First, she had an agonising headache until she lost consciousness. We were in a ward of twenty beds, most occupied, and had just a curtain for privacy as we watched the team struggle to save her life. We could see that they knew it was hopeless because they work in the Triangle and had been in such situations many times before. A neuro-surgeon was called, but she died in front of us. They tried to resuscitate her, but within forty minutes she was gone, snatched from us in a public ward, festooned with cables and breathing aids. There was no opportunity for us to comfort her, or send for the priest because that day he had gone to Naples to buy shoes. Her death hurt too much for us to weep. We were so unprepared.’

The words rang in her head. She knew now that they would not kick her again. They would have seen her hands trembling as she covered her breasts and clutched the shredded blouse.

He said, ‘A doctor told me she could have contracted the disease as much as a decade earlier, swimming in a stream, playing in long grass in a field or under the trees in an orchard…’

She said, ‘I used to take her to the fields and the stream behind our home. She would swim, splash, play, then roll in the grass to dry herself. While I watched her, laughed, and thought of her as a gift from God, she was being poisoned.’

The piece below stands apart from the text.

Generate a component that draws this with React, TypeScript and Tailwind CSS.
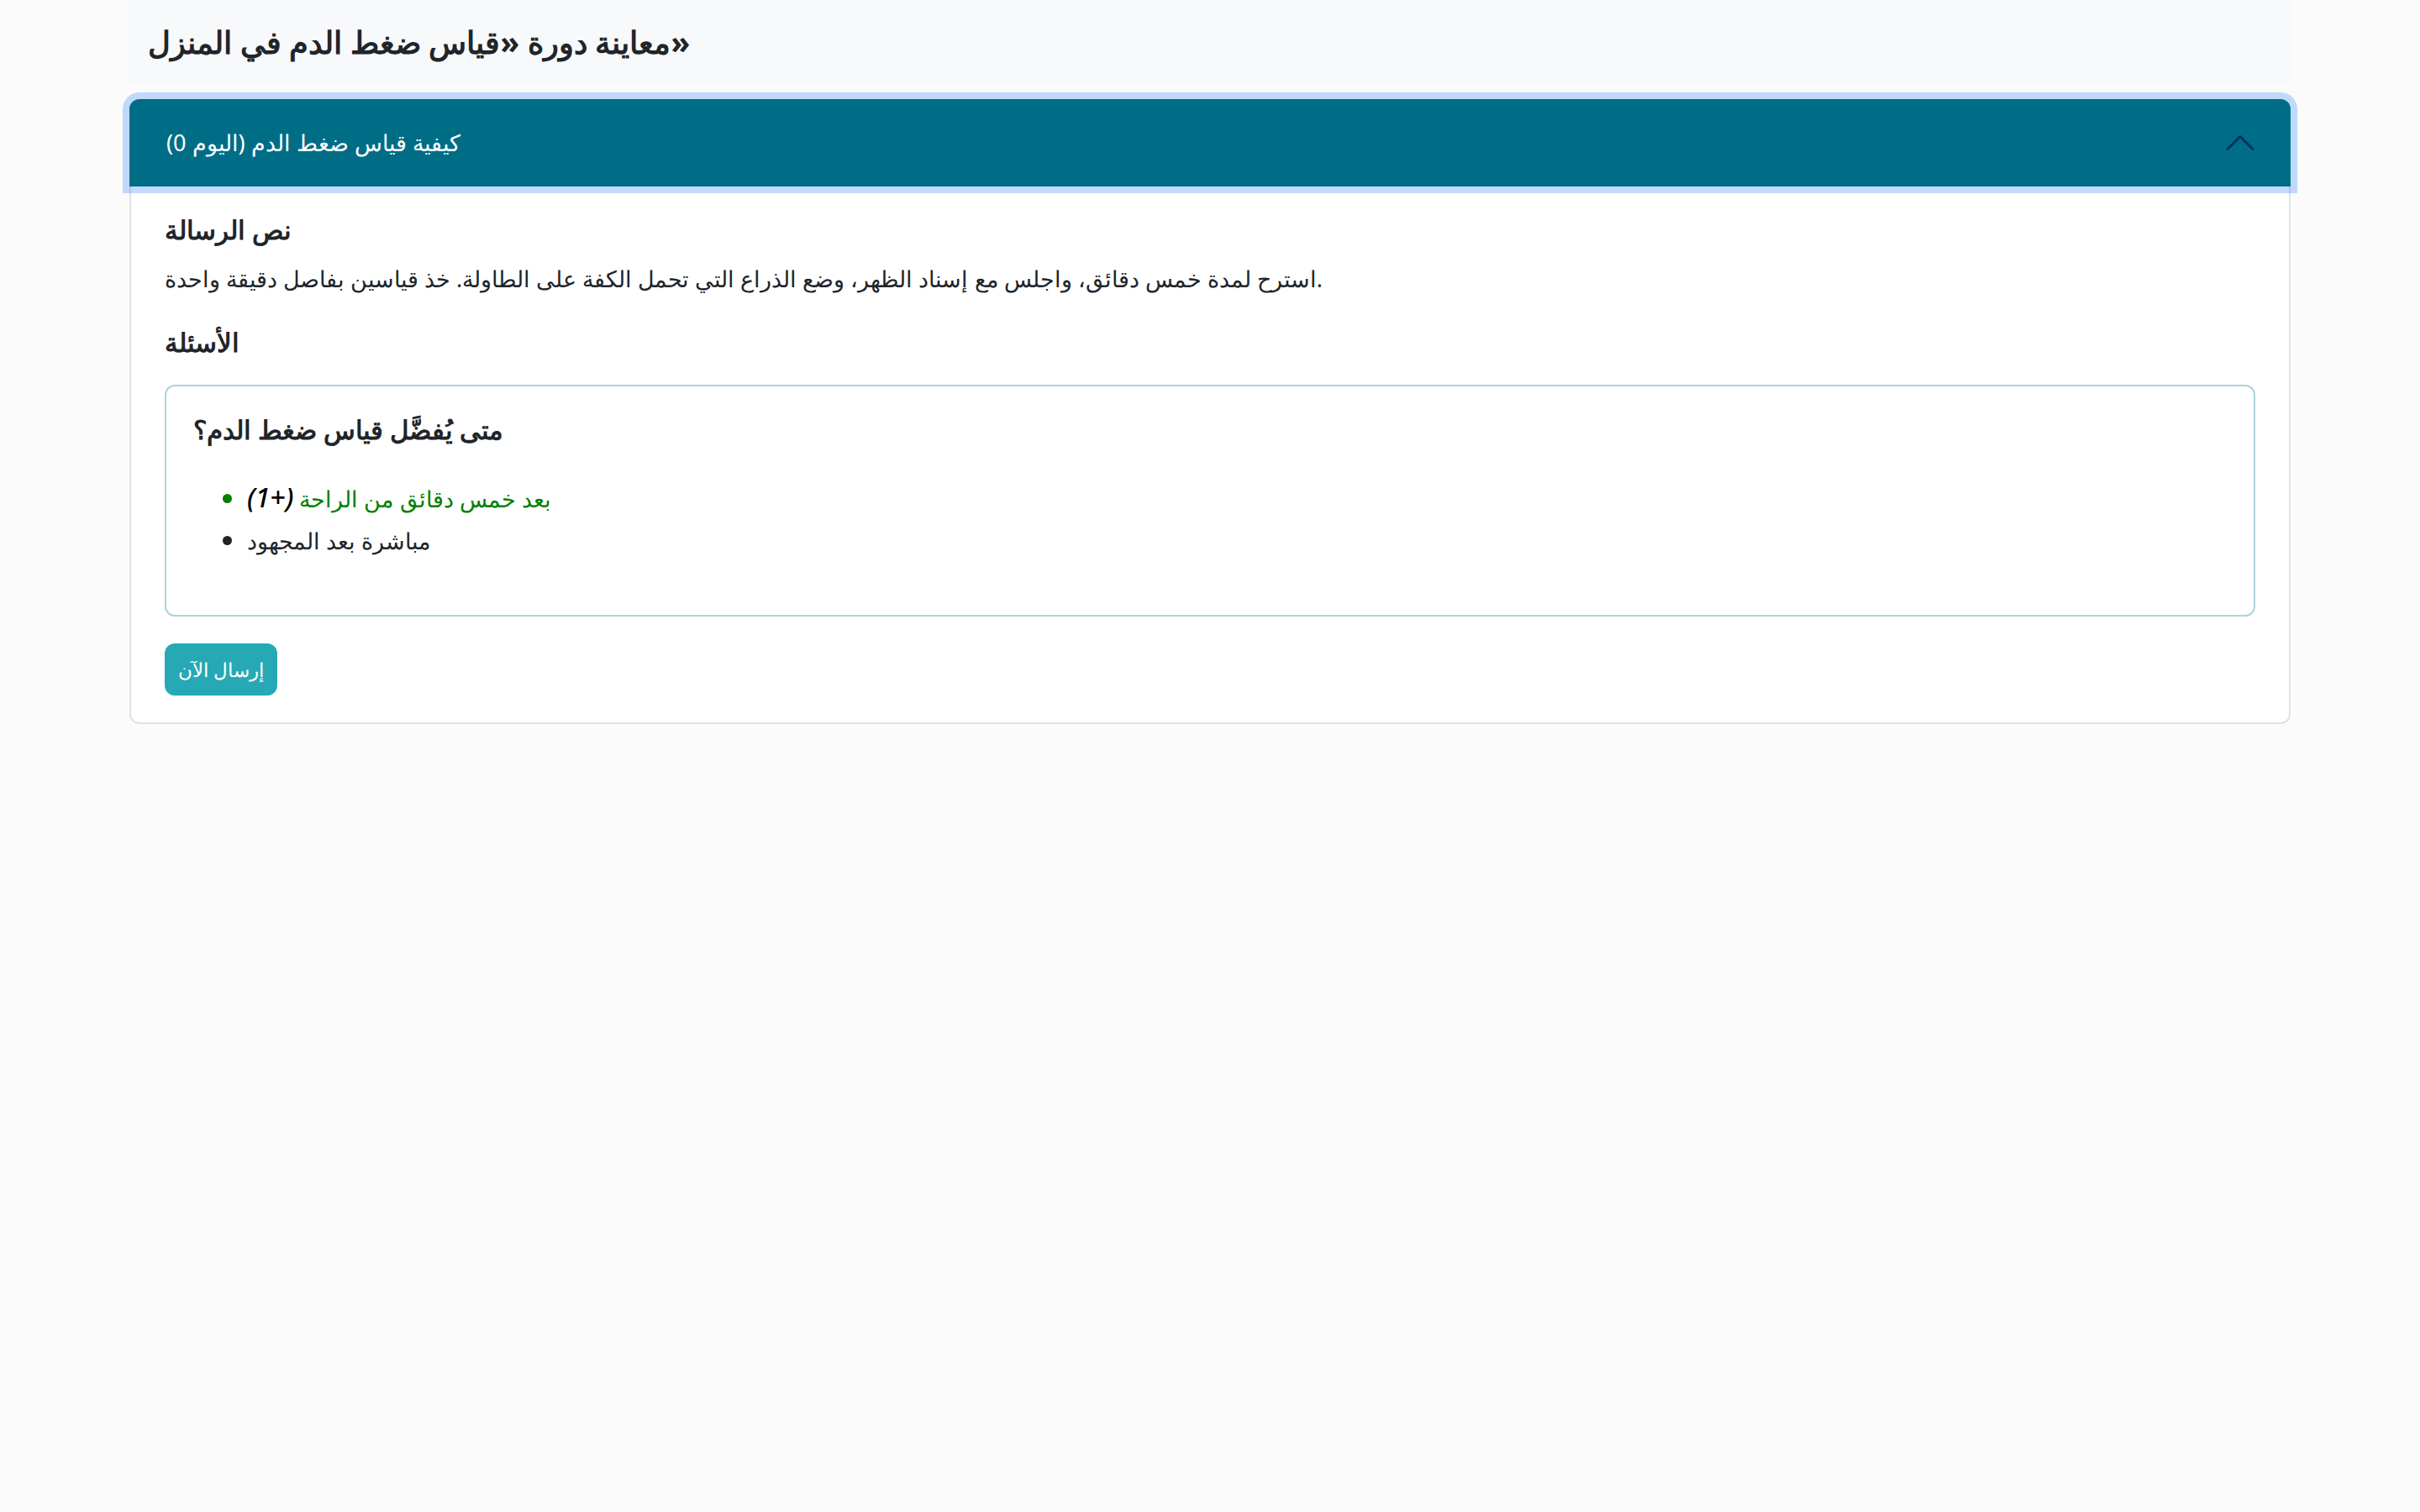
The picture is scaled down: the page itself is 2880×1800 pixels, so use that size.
import React from "react";

function ChevronUp() {
  return (
    <svg
      viewBox="0 0 16 16"
      width="40"
      height="40"
      fill="none"
      stroke="#052c65"
      strokeLinecap="round"
      strokeLinejoin="round"
      strokeWidth="1.2"
    >
      <path d="M2 11L8 5L14 11" />
    </svg>
  );
}

export default function App() {
  return (
    <div className="min-h-screen bg-[#fbfbfb] text-[#212529] font-[system-ui,-apple-system,Segoe_UI,Roboto,Helvetica_Neue,Noto_Sans,Liberation_Sans,Arial,sans-serif] text-[27px] leading-[48px]">
      <div className="mx-auto w-[2576px]">
        <div className="flex h-[100px] items-center bg-[#f8f9fa] px-6">
          <h4 className="text-[37px] font-bold leading-[48px]">
            معاينة دورة «قياس ضغط الدم في المنزل»
          </h4>
        </div>

        <div className="mx-[2px] mt-[18px] rounded-xl border-2 border-[#dee2e6] bg-white">
          <div className="relative z-10 -mx-[2px] -mt-[2px] flex h-[104px] items-center justify-between rounded-t-xl bg-[#006d87] pl-[44px] pr-10 text-white shadow-[0_0_0_8px_rgba(13,110,253,0.25)]">
            <span>كيفية قياس ضغط الدم (اليوم 0)</span>
            <ChevronUp />
          </div>

          <div className="px-10 py-8">
            <h6 className="mb-4 text-[31px] font-bold leading-[38px]">نص الرسالة</h6>
            <p className="mb-8">
              استرح لمدة خمس دقائق، واجلس مع إسناد الظهر، وضع الذراع التي تحمل الكفة على الطاولة. خذ قياسين بفاصل دقيقة واحدة.
            </p>
            <h6 className="mb-8 text-[31px] font-bold leading-[38px]">الأسئلة</h6>

            <div className="mb-8 rounded-xl border-2 border-[#add3dc] p-8">
              <h6 className="mb-[38px] text-[31px] font-bold leading-[38px]">
                متى يُفضَّل قياس ضغط الدم؟
              </h6>
              <ul className="mb-8 list-disc pl-16">
                <li className="text-[#008000] marker:text-[32px]">
                  <bdi className="text-[32px] font-medium italic text-[#000]">(1+)</bdi>{" "}
                  <bdi>بعد خمس دقائق من الراحة</bdi>
                </li>
                <li className="marker:text-[32px]">مباشرة بعد المجهود</li>
              </ul>
            </div>

            <button className="h-[62px] rounded-xl bg-[#26a9b5] px-4 text-[23px] leading-[1.5] text-white">
              إرسال الآن
            </button>
          </div>
        </div>
      </div>
    </div>
  );
}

The father said, ‘The doctor told me that the farmland around Nola and the water table are saturated with dioxins. If I wanted to know more, I was told, I should see the carabinieri… I didn’t think they’d speak to me. But yesterday I saw a maresciallo – I teach his son. He told me of the Camorra’s criminal clans who make vast profits from dumping chemicals in this area: they call them the eco-Mafia. He said the clan leader in Nola had sub-contracted the transportation of waste materials from the north to the Borellis from Naples. I believed him. You’ve prostituted yourself for greed. Go.’